When the benefits run out - and still no job
NEW YORK (CNNMoney.com) -- Two years on the unemployment line is devastating. You deplete your savings. You borrow from your family. You feel that your life is slipping out of your control.
As the ranks of the long-term unemployed grow, the politicians in Washington are fighting over whether to extend deadlines so more people can get the maximum of 99 weeks of benefits.
But 99 weeks is the cap. For Americans surviving on jobless benefits, that's the end of the road. And there's no movement in Washington to come to their aid.
In fact, by the end of the year, more than 1 million people will have exhausted their 99 weeks and still be without work, according to Andrew Stettner, deputy director at the National Employment Law Project. (Share your unemployment story on iReport.)

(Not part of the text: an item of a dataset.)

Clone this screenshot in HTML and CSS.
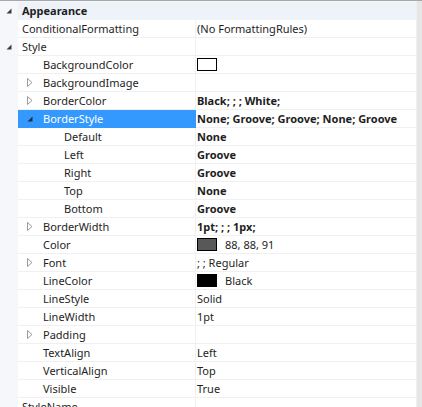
FILE: index.html
```html
<!DOCTYPE html>
<html>
<head>
<meta charset="utf-8">
<link rel="stylesheet" href="styles.css">
</head>
<body>
<div class="frame">
  <div class="grid">
    <div class="row cat">
      <div class="gutter"><svg class="exp" width="6" height="6" viewBox="0 0 6 6"><path d="M5.5 0.5 L5.5 5.5 L0.5 5.5 Z" fill="#3c3c3c"/></svg></div>
      <div class="name b">Appearance</div>
      <div class="value"></div>
    </div>
    <div class="row">
      <div class="gutter"></div>
      <div class="name">ConditionalFormatting</div>
      <div class="value">(No FormattingRules)</div>
    </div>
    <div class="row">
      <div class="gutter"><svg class="exp" width="6" height="6" viewBox="0 0 6 6"><path d="M5.5 0.5 L5.5 5.5 L0.5 5.5 Z" fill="#3c3c3c"/></svg></div>
      <div class="name">Style</div>
      <div class="value"></div>
    </div>
    <div class="row">
      <div class="gutter"></div>
      <div class="name l1"><span class="tw"></span>BackgroundColor</div>
      <div class="value"><span class="sw white"></span></div>
    </div>
    <div class="row">
      <div class="gutter"></div>
      <div class="name l1"><span class="tw"><svg width="6" height="9" viewBox="0 0 6 9"><path d="M0.5 0.5 L5 4.5 L0.5 8.5 Z" fill="none" stroke="#9a9a9a"/></svg></span>BackgroundImage</div>
      <div class="value"></div>
    </div>
    <div class="row">
      <div class="gutter"></div>
      <div class="name l1"><span class="tw"><svg width="6" height="9" viewBox="0 0 6 9"><path d="M0.5 0.5 L5 4.5 L0.5 8.5 Z" fill="none" stroke="#9a9a9a"/></svg></span>BorderColor</div>
      <div class="value b">Black; ; ; White;</div>
    </div>
    <div class="row sel">
      <div class="gutter"></div>
      <div class="name l1"><span class="tw"><svg width="6" height="6" viewBox="0 0 6 6"><path d="M5.5 0.5 L5.5 5.5 L0.5 5.5 Z" fill="#1d2f45"/></svg></span>BorderStyle</div>
      <div class="value b">None; Groove; Groove; None; Groove</div>
    </div>
    <div class="row">
      <div class="gutter"></div>
      <div class="name l2">Default</div>
      <div class="value b">None</div>
    </div>
    <div class="row">
      <div class="gutter"></div>
      <div class="name l2">Left</div>
      <div class="value b">Groove</div>
    </div>
    <div class="row">
      <div class="gutter"></div>
      <div class="name l2">Right</div>
      <div class="value b">Groove</div>
    </div>
    <div class="row">
      <div class="gutter"></div>
      <div class="name l2">Top</div>
      <div class="value b">None</div>
    </div>
    <div class="row">
      <div class="gutter"></div>
      <div class="name l2">Bottom</div>
      <div class="value b">Groove</div>
    </div>
    <div class="row">
      <div class="gutter"></div>
      <div class="name l1"><span class="tw"><svg width="6" height="9" viewBox="0 0 6 9"><path d="M0.5 0.5 L5 4.5 L0.5 8.5 Z" fill="none" stroke="#9a9a9a"/></svg></span>BorderWidth</div>
      <div class="value b">1pt; ; ; 1px;</div>
    </div>
    <div class="row">
      <div class="gutter"></div>
      <div class="name l1"><span class="tw"></span>Color</div>
      <div class="value"><span class="sw gray"></span><span class="swt">88, 88, 91</span></div>
    </div>
    <div class="row">
      <div class="gutter"></div>
      <div class="name l1"><span class="tw"><svg width="6" height="9" viewBox="0 0 6 9"><path d="M0.5 0.5 L5 4.5 L0.5 8.5 Z" fill="none" stroke="#9a9a9a"/></svg></span>Font</div>
      <div class="value">; ; Regular</div>
    </div>
    <div class="row">
      <div class="gutter"></div>
      <div class="name l1"><span class="tw"></span>LineColor</div>
      <div class="value"><span class="sw black"></span><span class="swt">Black</span></div>
    </div>
    <div class="row">
      <div class="gutter"></div>
      <div class="name l1"><span class="tw"></span>LineStyle</div>
      <div class="value">Solid</div>
    </div>
    <div class="row">
      <div class="gutter"></div>
      <div class="name l1"><span class="tw"></span>LineWidth</div>
      <div class="value">1pt</div>
    </div>
    <div class="row">
      <div class="gutter"></div>
      <div class="name l1"><span class="tw"><svg width="6" height="9" viewBox="0 0 6 9"><path d="M0.5 0.5 L5 4.5 L0.5 8.5 Z" fill="none" stroke="#9a9a9a"/></svg></span>Padding</div>
      <div class="value"></div>
    </div>
    <div class="row">
      <div class="gutter"></div>
      <div class="name l1"><span class="tw"></span>TextAlign</div>
      <div class="value">Left</div>
    </div>
    <div class="row">
      <div class="gutter"></div>
      <div class="name l1"><span class="tw"></span>VerticalAlign</div>
      <div class="value">Top</div>
    </div>
    <div class="row">
      <div class="gutter"></div>
      <div class="name l1"><span class="tw"></span>Visible</div>
      <div class="value">True</div>
    </div>
    <div class="row">
      <div class="gutter"></div>
      <div class="name">StyleName</div>
      <div class="value"></div>
    </div>
  </div>
  <div class="scroll"></div>
</div>
</body>
</html>
```

FILE: styles.css
```css
html, body {
  margin: 0;
  padding: 0;
  background: #ffffff;
}
.frame {
  width: 422px;
  height: 407px;
  overflow: hidden;
  display: flex;
  border-top: 1px solid #a8a8a8;
  box-sizing: border-box;
  background: #ffffff;
}
.grid {
  width: 417px;
  padding-top: 1px;
  display: flex;
  flex-direction: column;
  font-family: "Noto Sans", "Open Sans", sans-serif;
  font-size: 11px;
  color: #1e1e1e;
  background: #f5f7fb;
}
.scroll {
  width: 5px;
  margin-left: 0;
  background: #e6e6e6;
  border-left: 1px solid #f0f0f0;
}
.row {
  display: flex;
  height: 18px;
  flex: none;
}
.gutter {
  width: 18px;
  flex: none;
  display: flex;
  align-items: center;
  padding-left: 6px;
  box-sizing: border-box;
}
.name {
  width: 178px;
  flex: none;
  box-sizing: border-box;
  padding-left: 4px;
  display: flex;
  align-items: center;
  white-space: nowrap;
  background: #ffffff;
  border-bottom: 1px solid #f0f0f0;
  border-right: 1px solid #f0f0f0;
  line-height: 17px;
}
.value {
  flex: 1;
  box-sizing: border-box;
  padding-left: 1px;
  display: flex;
  align-items: center;
  white-space: nowrap;
  background: #ffffff;
  border-bottom: 1px solid #f0f0f0;
  line-height: 17px;
}
.cat .name, .cat .value {
  background: #eef3fa;
  border-color: #eef3fa;
}
.b { font-weight: bold; }
.l1 { padding-left: 9px; }
.l2 { padding-left: 46px; }
.tw {
  width: 12px;
  flex: none;
  display: flex;
  align-items: center;
  margin-right: 4px;
}
.sel .name {
  background: #3399ff;
  color: #ffffff;
  border-color: #3399ff;
}
.sw {
  width: 18px;
  height: 11px;
  border: 1px solid #000000;
  flex: none;
}
.sw.white { background: #ffffff; }
.sw.gray { background: #58585b; }
.sw.black { background: #000000; }
.swt { margin-left: 8px; }
```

Many have already started falling through the safety net. These people are coping any way they can, often reaching out for other aid from agencies and charities.
People like 36-year-old Kevin Huffer. The former car salesmen collected his last $430 weekly unemployment check in March.
"I've applied for every job under the sun for the past two years -- ones that I know I can't get and ones I know I should have gotten," Huffer said. The resident of Chatham, N.Y., has yet to receive even a phone call in response to a job application. He has taken his job search 30 miles north to Albany, where he recently applied to be a Ford car salesman. His wife Heather, 32, is also looking for a job.